On July 15, 2020, MTN launched its eSIM (embedded-SIM) service in Nigeria. During a virtual launch, Mazen Mroue, Chief Operating Officer, MTN Nigeria, explained the idea behind this, the technicality of activation on devices, and possible connectivity with other smart devices.
If you guessed eSIM you are right. Well done!!! #MTNeSim— MTN Nigeria (@MTNNG) July 15, 2020
“Unlike physical SIMs, eSIMs are built into smartphones, devices, and wearables. They support multiple profiles and allow customers to connect multiple numbers to their eSIM devices.
“Notwithstanding the sophistication of eSIMs, the onboarding requirements are the same as required for a physical SIM. Hence, SIM registration, in line with existing regulatory prescriptions, remains a requirement for activating a device embedded with an eSIM,” Mroue explained.
However, for the next year, only 5000 subscribers can enjoy the service as it is still in the trial stage.
How eSIM works
The eSIM, launched globally in 2016, is the next generation of SIM cards after Nano SIMs which were launched in 2012. Interestingly, SIM card evolution has generally reflected miniaturisation.
eSIMs are embedded in smartphones, smart devices, and PCs so there’s no physical card involved. A tiny chip is installed directly in the device system supported with embedded software.
For this reason, the software can only be activated remotely by a cellular network carrier, like telcos. Subscriber data, which is programmed into an eSIM during the registration process, can be reprogrammed to another network provider later.
This means roaming on a local network outside the country might no longer be necessary because switching networks will be easier.
During the first step of the activation process, compatible phones are used to scan a QR code assigned to the eSIM. As part of the requirements, the telco will have to provide a user interface for the subscriber, probably in the form of an app.
If you use these phones, you’re eligible for MTN’s eSIM trial
Globally, only a few countries support the eSIM services. Incidentally, even fewer phone brands have this software on some of their devices. On the list are Google, Apple, Samsung, Huawei, NUU Mobile, Microsoft, Lenovo, and a few PC brands.
Probably as a way of checking eSIM compatibility on Android phones, Google has an eSIM manager app on the Play Store which shows whether a phone has the software. An alternative is to visit any designated MTN service center to confirm.
Although the arrival of eSIMs on the continent was expected much earlier, it seems now is still a good time.
According to a 2018 Statista report, smartphone ownership is increasing in sub-Saharan African countries, especially in South Africa (60%), Kenya (41%), and Nigeria (39%). Still, this is the first launch in West Africa.
It is not surprising that MTN is the telco pioneering this launch.
MTN has been credited for a number of firsts when it comes to mobile telephony and Internet penetration in Nigeria.
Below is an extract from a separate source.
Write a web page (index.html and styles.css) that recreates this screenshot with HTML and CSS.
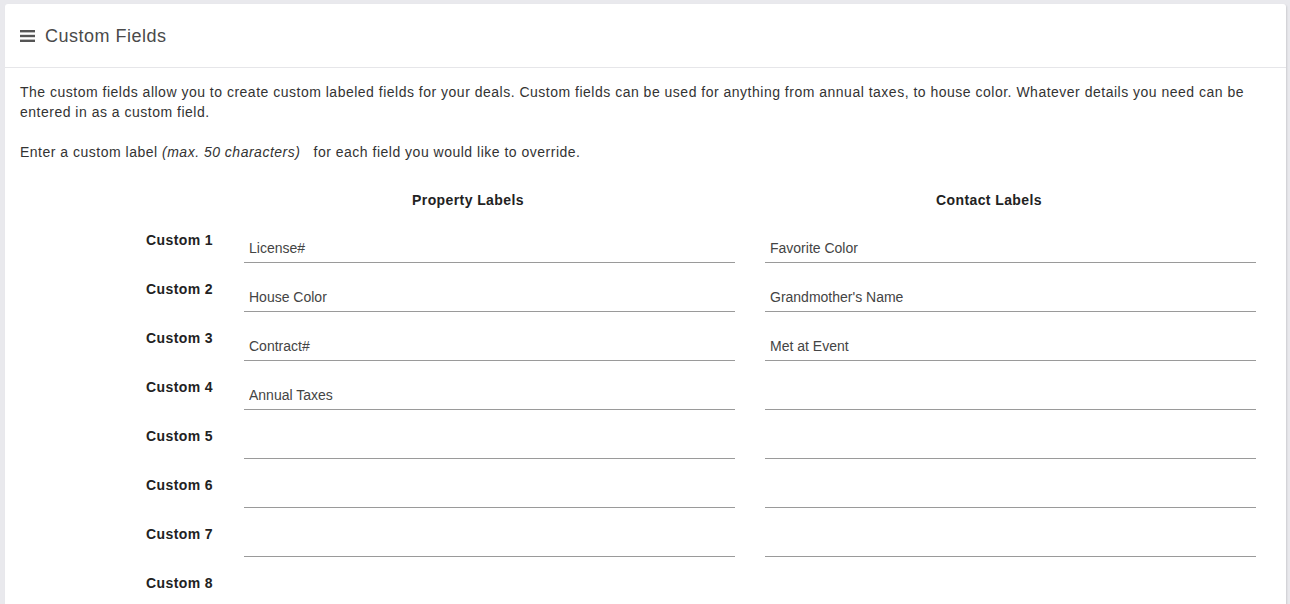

MTN entered the country in 2001 to become one of the first GSM networks to be licensed, and it is now unarguably the largest telco in the country. It is the trigger behind most caps and floors introduced by the Nigerian Communications Commission (NCC) for telcos because of its perceived market dominance.
Consequently, it is better positioned than other telcos in the Internet data wars.
Also recall that MTN is the only telecommunication company that has run 5G trials in three states in Nigeria, just as it did in Uganda. But in Africa, 5G is only commercially available in Lesotho and South Africa.
However, with the eSIM, it remains to be seen if more telcos would join in the coming months. Of course, this will be dependent on their capacity to comply with standardized architecture as specified by GSMA.
Though it is unlikely that eSIMs will replace SIM cards going forward, their introduction seems like good news for telcos especially when it becomes commercially available across major networks.
For one, it could end the sale of recycled phone numbers, which is fast becoming a menace in Nigeria.
In the long run, eSIMs could end the recurring need for repeated registration of SIM cards, thereby reducing the stress the process places on users and telcos.
In addition, eSIMs might make it easier for users to choose their preferred network provider with the reprogramming option which is less complicated than getting a new SIM. This could replace the seemingly ineffective Mobile Number Portability (MNP) program the NCC introduced in 2013.
On the part of the NCC, the mass use of software-based SIMs could inadvertently support the Commission’s directive that stops a user from having more than three SIM cards registered in their name.
Ultimately, with eSIMs, security concerns associated with GSM would be checked. It is expected that the registration process will be more thorough because it will be handled by official stores, unlike the third parties — sometimes unaccredited — carrying out SIM registration now.
As it stands, what could delay the mainstream adoption of eSIMs is the ownership of compatible devices. Apparently, there is still a huge consumer market for feature and traditional phones in Nigeria.
If more Nigerian telcos take advantage of this nascent market while updating existing infrastructure, it may increase interest. Perhaps, MTN’s one year trial period would be enough to provide clarity.